Políglota y partidario del multilingüismo en una época tendiente a la intolerancia racial, religiosa y cultural, Steiner dedicaba un rato, todas las mañanas, a traducir algún fragmento de la Biblia o de algún poeta o filósofo de la Antigüedad, ¡a la vez!, al francés, el inglés, el alemán y el italiano, a los que llamaba “mis cuatro idiomas”, aunque también sabía latín, griego antiguo y hebreo. Aprovechaba ese hábito para aprenderse de memoria esos fragmentos o para repasarlos y confirmar que no los había olvidado, pues “a las cosas que amamos nos gusta llevarlas dentro de nosotros para vivir con ellas”. Una de las críticas más frecuentes que hacía a la educación actual es que no valora e incluso desprecia el aprendizaje de memoria, cuando la memoria es una garantía de la pervivencia de la sensibilidad humana.

Durante un encuentro con António Lobo Antunes en 2011, Steiner le decía al novelista portugués que “nuestro gran crimen es no dejarles suficiente esperanza a los jóvenes”. Hablaba allí el educador, pero también el testigo del siglo XX. “¿Qué les dejamos como visión?”, preguntaba. “Un fascista convencido tiene una visión. Es una visión infernal, pero esa visión es un programa. E igual pasa con un comunista, incluso con un nazi. Vislumbran algo mayor que ellos mismos; es algo terrible, es cierto, pero la vida tiene un sentido para ellos. ¿Qué les dejamos nosotros a los jóvenes de hoy?”. Acto seguido, Lobo Antunes acompaña la reflexión de Steiner con un comentario personal. Dice que él ha tendido mucho a la autodestrucción. Steiner, amable y sonriente, le contesta que ha descubierto que, en momentos de oscuridad, una buena manera de conservar el interés por la vida es leer periódicos, apasionarse por “el movimiento de la realidad”. Esta suerte de optimismo, que se asomaba mucho en sus entrevistas, no desconocía las tragedias de la historia ni los desconciertos del vivir. (Steiner hablaba, por ejemplo, de la “paradoja horripilante” de que un hombre pueda ser culto y un monstruo a la vez). Era un optimismo desengañado que está muy bien resumido en una frase suya en la que dice que hay que cometer, pese a todo, “ese gran error que es la esperanza”.

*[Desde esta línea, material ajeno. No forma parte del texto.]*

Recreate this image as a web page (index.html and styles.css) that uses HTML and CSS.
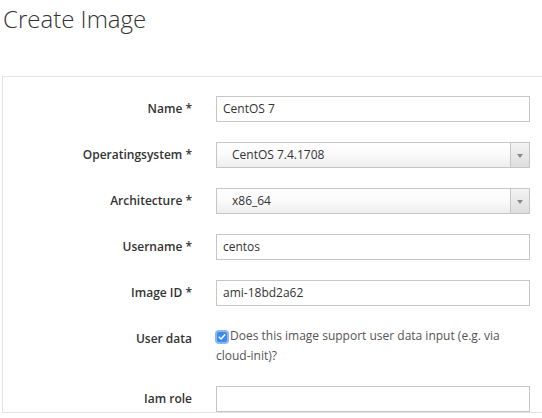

Si bien es cierto que Steiner nunca se consideró un escritor a carta cabal –le habría gustado serlo, decía, pero no tenía el talento que él admiraba en los demás–, sí que lo era. Fernando Savater lo ha llamado “cronista cultural de alta gama”, pero no era solo eso. Su obra es un mundo hecho por propia mano, portador de una índole admirable, con rasgos distintivos que nadie puede repetir; es una obra que inauguró una manera de decir que es la manera de decir de George Steiner. Al igual que en Tolstói o Dostoievski, hay páginas memorables en La muerte de la tragedia, Lenguaje y silencio, Después de Babel, Presencias reales, Pasión intacta, Gramáticas de la creación, Lecciones de los maestros. Incluso libros suyos más discretos como Nostalgia del absoluto, La idea de Europa o Diez razones para la tristeza del pensamiento son recámaras de esa fascinante catedral que era su inteligencia, desde la que leía el mundo con unas claves que hacía accesibles a todos los que se ponían en situación de dejarse educar por él y así escuchaban por su voz las voces de la tradición.

Es usual que cuando se mueren hombres como Steiner se hagan afirmaciones del tipo: “era el último humanista”, “era el último europeo”, o, como al comienzo de este artículo, “el mayor crítico literario vivo”. Ocurre cuando quien se muere marcó una época. Pero Steiner encarnaba toda una cultura y su vida estuvo consagrada a que esa cultura sobreviviera: también a él. Un día, preguntado por la razón que le había hecho quedarse en Europa en vez de hacer carrera en los Estados Unidos –que era una posibilidad nada descabellada tras el horror de la Segunda Guerra Mundial–, Steiner explicó que irse hubiera significado traicionar la palabra de su padre, quien le dijo que, si se marchaba, quería decir que Hitler había triunfado. “Escogí permanecer en Europa porque no hay que dejar que se extinga una cierta presencia del pasado”, agregó.

Era el mismo padre, el banquero Frederick Steiner, que quiso que su pequeño hijo George aprendiera griego antiguo para que pudiera leer a Homero en su lengua original. Eran los años 30 y lo peor estaba por llegar, pero si el mundo no se deshizo luego del todo fue, en buena medida, gracias a padres como aquel y a hijos como el suyo, ese hijo de Europa al que despedimos hoy.